Entrevistas, ufff, cuántas le hice y no publiqué ninguna, al menos no en un medio, dos o tres fueron por mi tesis, quizá más, pretextos para ir a escuchar sus historias, pedirle consejos, oír sus regaños y discutir siempre sobre el nuevo movimiento poético en Guatemala, el cual yo le acreditaba la paternidad y él me decía que eran babosadas, que no había tal y que no asumía ser el papá de nada. Y sin embargo lo fue.
Generoso aunque lo negara, impulsó a muchos a escribir y/o abrir su mente, yo sólo hice lo segundo, con sus talleres de poesía en el Paraninfo y los de cuento en la Biblioteca. Por él nació Tayer, surgieron los Novísimos y toda una colección de libros de poesía, talleres que otros afortunadamente imitaron, colectivos que surgieron de la iniciativa de talleristas a los que él escuchaba, La Ermita y cuánto más.
Siempre me decía lo mismo, “no dejés que te miren la cara de babosa, ¿cuándo vas a aprender?, no confiés y saca todo y ponélo en el papel”, esto luego de mis relatos, casi confidencias. Recuerdo el día que conoció mi oficina, llegó él mismo a dejarme unos ejemplares de La Ermita, nos fuimos a comer y me dijo que le daba gusto ver que iba creciendo.
Cuando yo le contaba esto a otras personas, muchas me decían que no era cierto, que él no era así. No me importa hoy y en ese entonces tampoco, yo sé que él me tenía cariño y no lo digo ahora que su cuerpo ya no está latiendo, lo he dicho siempre y yo más que cariño y admiración lo quería, lo quiero en realidad mucho.
Nunca me firmó un libro, me dijo que me dejara de babosadas y que yo era de confianza, quizá fue el mejor reconocimiento a nuestra amistad, creo que puedo llamarla de esa forma.

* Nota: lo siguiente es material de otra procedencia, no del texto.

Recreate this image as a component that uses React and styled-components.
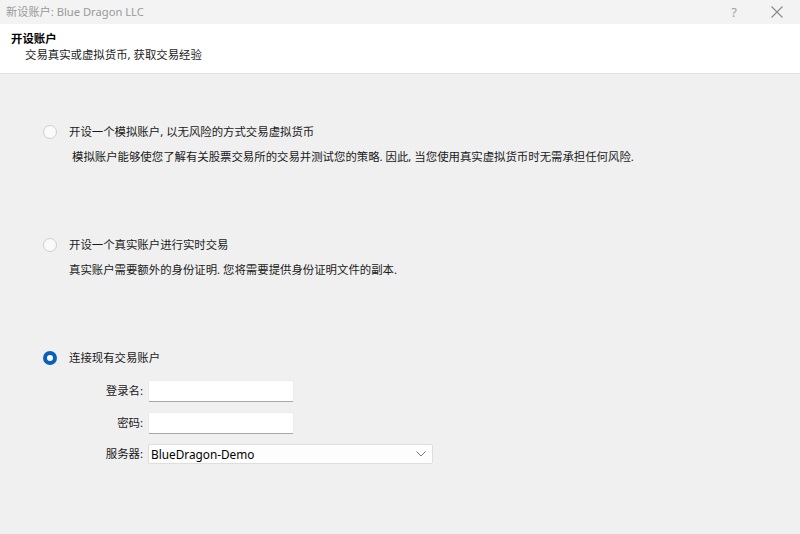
import React from "react";
import styled, { createGlobalStyle } from "styled-components";

const GlobalStyle = createGlobalStyle`
  html, body {
    margin: 0;
    padding: 0;
    background: #f0f0f0;
  }
  * {
    box-sizing: border-box;
  }
`;

const FONT = `"Noto Sans", "Noto Sans CJK SC", sans-serif`;
const SIZE = "11.4px";

const options = [
  {
    id: "demo",
    label: "开设一个模拟账户, 以无风险的方式交易虚拟货币",
    desc: "模拟账户能够使您了解有关股票交易所的交易并测试您的策略. 因此, 当您使用真实虚拟货币时无需承担任何风险.",
    indent: 3,
  },
  {
    id: "real",
    label: "开设一个真实账户进行实时交易",
    desc: "真实账户需要额外的身份证明. 您将需要提供身份证明文件的副本.",
    indent: 0,
  },
];

export default function App() {
  return (
    <>
      <GlobalStyle />
      <Window>
        <TitleBar>
          <Title>新设账户: Blue Dragon LLC</Title>
          <TitleButtons>
            <HelpButton>?</HelpButton>
            <CloseButton>
              <svg width="12" height="12" viewBox="0 0 12 12">
                <path d="M0.5 0.5 L11.5 11.5 M11.5 0.5 L0.5 11.5" stroke="#8a8a8a" strokeWidth="1.1" />
              </svg>
            </CloseButton>
          </TitleButtons>
        </TitleBar>

        <Header>
          <HeaderTitle>开设账户</HeaderTitle>
          <HeaderSub>交易真实或虚拟货币, 获取交易经验</HeaderSub>
        </Header>

        <Content>
          {options.map((opt) => (
            <Option key={opt.id}>
              <RadioRow>
                <Radio />
                <RadioLabel>{opt.label}</RadioLabel>
              </RadioRow>
              <Desc $indent={opt.indent}>{opt.desc}</Desc>
            </Option>
          ))}

          <Option>
            <RadioRow>
              <Radio $checked />
              <RadioLabel>连接现有交易账户</RadioLabel>
            </RadioRow>
            <Form>
              <FieldLabel>登录名:</FieldLabel>
              <TextInput />
              <FieldLabel>密码:</FieldLabel>
              <TextInput />
              <FieldLabel>服务器:</FieldLabel>
              <Select>
                <span>BlueDragon-Demo</span>
                <svg width="10" height="6" viewBox="0 0 10 6">
                  <path d="M0.5 0.5 L5 5 L9.5 0.5" fill="none" stroke="#7a7a7a" strokeWidth="1" />
                </svg>
              </Select>
            </Form>
          </Option>
        </Content>
      </Window>
    </>
  );
}

const Window = styled.div`
  width: 800px;
  height: 534px;
  background: #f0f0f0;
  font-family: ${FONT};
  display: flex;
  flex-direction: column;
  overflow: hidden;
`;

const TitleBar = styled.div`
  height: 24px;
  background: #f3f3f3;
  display: flex;
  align-items: center;
  justify-content: space-between;
  padding-left: 6px;
`;

const Title = styled.div`
  font-size: 11.2px;
  color: #9a9a9a;
  line-height: 20px;
`;

const TitleButtons = styled.div`
  display: flex;
  align-items: center;
  height: 100%;
`;

const HelpButton = styled.div`
  width: 46px;
  padding-left: 6px;
  text-align: center;
  font-size: 13px;
  color: #a0a0a0;
  line-height: 20px;
`;

const CloseButton = styled.div`
  width: 46px;
  display: flex;
  justify-content: center;
  align-items: center;
`;

const Header = styled.div`
  height: 50px;
  background: #ffffff;
  border-bottom: 1px solid #e3e3e3;
  padding: 6px 0 0 11px;
`;

const HeaderTitle = styled.div`
  font-size: ${SIZE};
  font-weight: 700;
  color: #000;
  line-height: 17px;
`;

const HeaderSub = styled.div`
  font-size: ${SIZE};
  color: #1a1a1a;
  line-height: 16px;
  padding-left: 14px;
`;

const Content = styled.div`
  flex: 1;
  padding: 48px 0 0 43px;
  display: flex;
  flex-direction: column;
  gap: 68px;
`;

const Option = styled.div`
  display: flex;
  flex-direction: column;
`;

const RadioRow = styled.div`
  display: flex;
  align-items: center;
  gap: 12px;
  height: 20px;
`;

const Radio = styled.span`
  width: 14px;
  height: 14px;
  border-radius: 50%;
  flex-shrink: 0;
  background: ${(p) => (p.$checked ? "#ffffff" : "#fafafa")};
  border: ${(p) => (p.$checked ? "4px solid #0a5fb8" : "1px solid #cfcfcf")};
`;

const RadioLabel = styled.span`
  font-size: ${SIZE};
  color: #1a1a1a;
  line-height: 20px;
`;

const Desc = styled.div`
  margin-top: 5px;
  padding-left: ${(p) => 26 + p.$indent}px;
  font-size: ${SIZE};
  color: #1a1a1a;
  line-height: 20px;
`;

const Form = styled.div`
  margin-top: 12px;
  margin-left: 26px;
  display: grid;
  grid-template-columns: 74px auto;
  column-gap: 5px;
  row-gap: 10px;
  align-items: center;
  justify-items: start;
`;

const FieldLabel = styled.div`
  justify-self: end;
  font-size: ${SIZE};
  color: #1a1a1a;
  line-height: 20px;
`;

const TextInput = styled.div`
  width: 146px;
  height: 22px;
  background: #ffffff;
  border: 1px solid #ececec;
  border-bottom: 1px solid #a8a8a8;
  border-radius: 2px;
`;

const Select = styled.div`
  width: 285px;
  height: 20px;
  background: #fdfdfd;
  border: 1px solid #dedede;
  border-radius: 2px;
  display: flex;
  align-items: center;
  justify-content: space-between;
  padding: 0 6px 0 2px;
  font-size: 11.8px;
  color: #000;
  line-height: 18px;
`;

Por él perdí el miedo a pulsar mis ideas en la computadora, cosa que él detestaba –las computadoras digo–, por él descubrí a otras personas maravillosas y que sé hoy sienten lo mismo que yo, hablo de Eduardo Villalobos, de Edie Alfaro, Maya Cú y Alfonso Porres. Por él me decidí a escribir mi tesis aunque me dijera que para qué gastaba papel en él y luego sonriera de satisfacción. No lo decía pero le gustaba sentirse querido. Salud, Marco Antonio, y flores amarillas nomás.